• **Exercise instructions**: Each line that holds the word "full" is to be identified and copied.
►
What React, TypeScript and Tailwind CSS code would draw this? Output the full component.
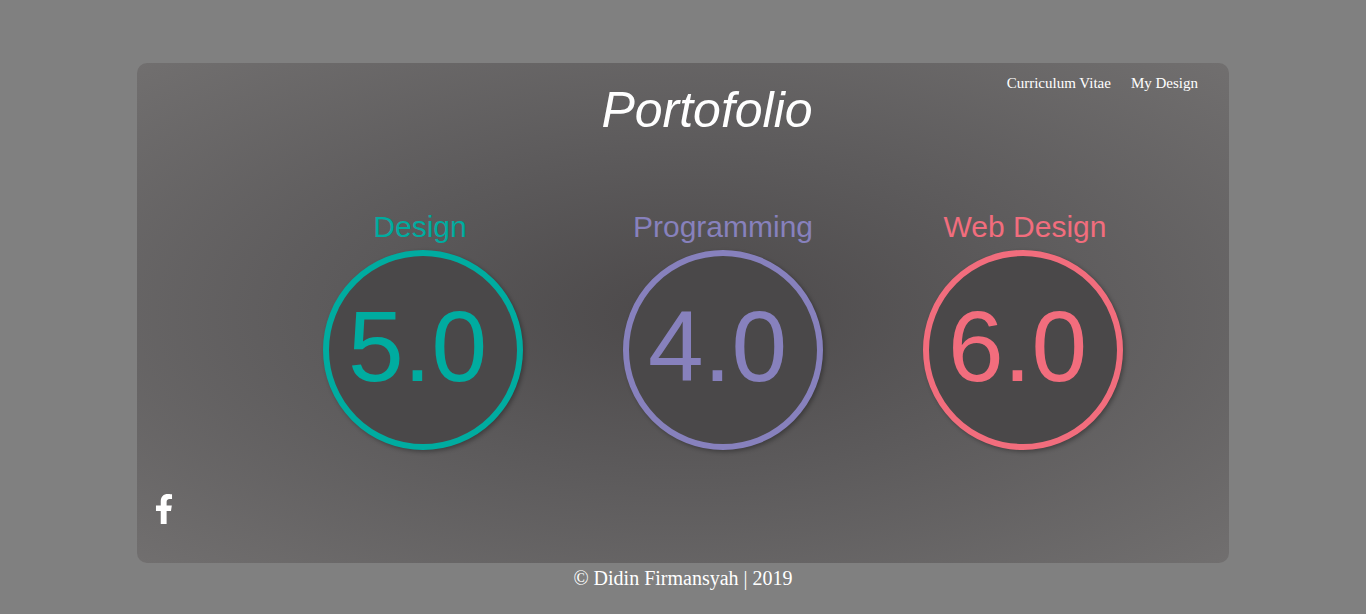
import { FaFacebookF } from "react-icons/fa";

const scores = [
    { label: "Design", value: "5.0", ring: "border-[#00aca0]", text: "text-[#00aca0]", labelShift: "-translate-x-[3px]" },
    { label: "Programming", value: "4.0", ring: "border-[#8781bd]", text: "text-[#8781bd]", labelShift: "translate-x-0" },
    { label: "Web Design", value: "6.0", ring: "border-[#f26d7d]", text: "text-[#f26d7d]", labelShift: "translate-x-[2px]" },
];

const App = () => {
    return (
        <div className="w-full h-[614px] bg-[#808080] flex flex-col items-center pt-[63px] overflow-hidden font-['Liberation_Serif',serif]">
            <main className="relative w-[1092px] h-[500px] rounded-[10px] flex flex-col bg-[radial-gradient(ellipse_at_center,#4c494a_0%,#5c5a5b_45%,#716f6f_100%)]">
                <nav className="absolute top-[9px] right-[31px] flex gap-5 text-[15px] text-white">
                    <a href="#">Curriculum Vitae</a>
                    <a href="#">My Design</a>
                </nav>

                <h1 className="pl-[48px] pt-[19px] text-center text-[50px] leading-[57px] italic text-white font-['Liberation_Sans',sans-serif]">
                    Portofolio
                </h1>

                <section className="mt-[71px] pl-[186px] flex gap-[100px] font-['Liberation_Sans',sans-serif]">
                    {scores.map((score) => (
                        <div key={score.label} className="w-[200px] flex flex-col items-center">
                            <h2 className={`text-[30px] leading-[34px] whitespace-nowrap ${score.text} ${score.labelShift}`}>
                                {score.label}
                            </h2>
                            <div className={`mt-[6px] w-[200px] h-[200px] rounded-full border-[6px] bg-[#4a4849] shadow-[2px_2px_4px_rgba(0,0,0,0.3)] flex items-center justify-center ${score.ring}`}>
                                <span className={`-ml-[11px] -mt-[9px] text-[100px] leading-none ${score.text}`}>{score.value}</span>
                            </div>
                        </div>
                    ))}
                </section>

                <a href="#" className="mt-auto mb-[39px] ml-[12px] text-white text-[30px]">
                    <FaFacebookF />
                </a>
            </main>
            <footer className="text-[20px] leading-[30px] text-white">© Didin Firmansyah | 2019</footer>
        </div>
    );
};

export default App;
◄
• **Result for this exercise**:
What React, TypeScript and Tailwind CSS code would draw this? Output the full component.
        <div className="w-full h-[614px] bg-[#808080] flex flex-col items-center pt-[63px] overflow-hidden font-['Liberation_Serif',serif]">
                            <div className={`mt-[6px] w-[200px] h-[200px] rounded-full border-[6px] bg-[#4a4849] shadow-[2px_2px_4px_rgba(0,0,0,0.3)] flex items-center justify-center ${score.ring}`}>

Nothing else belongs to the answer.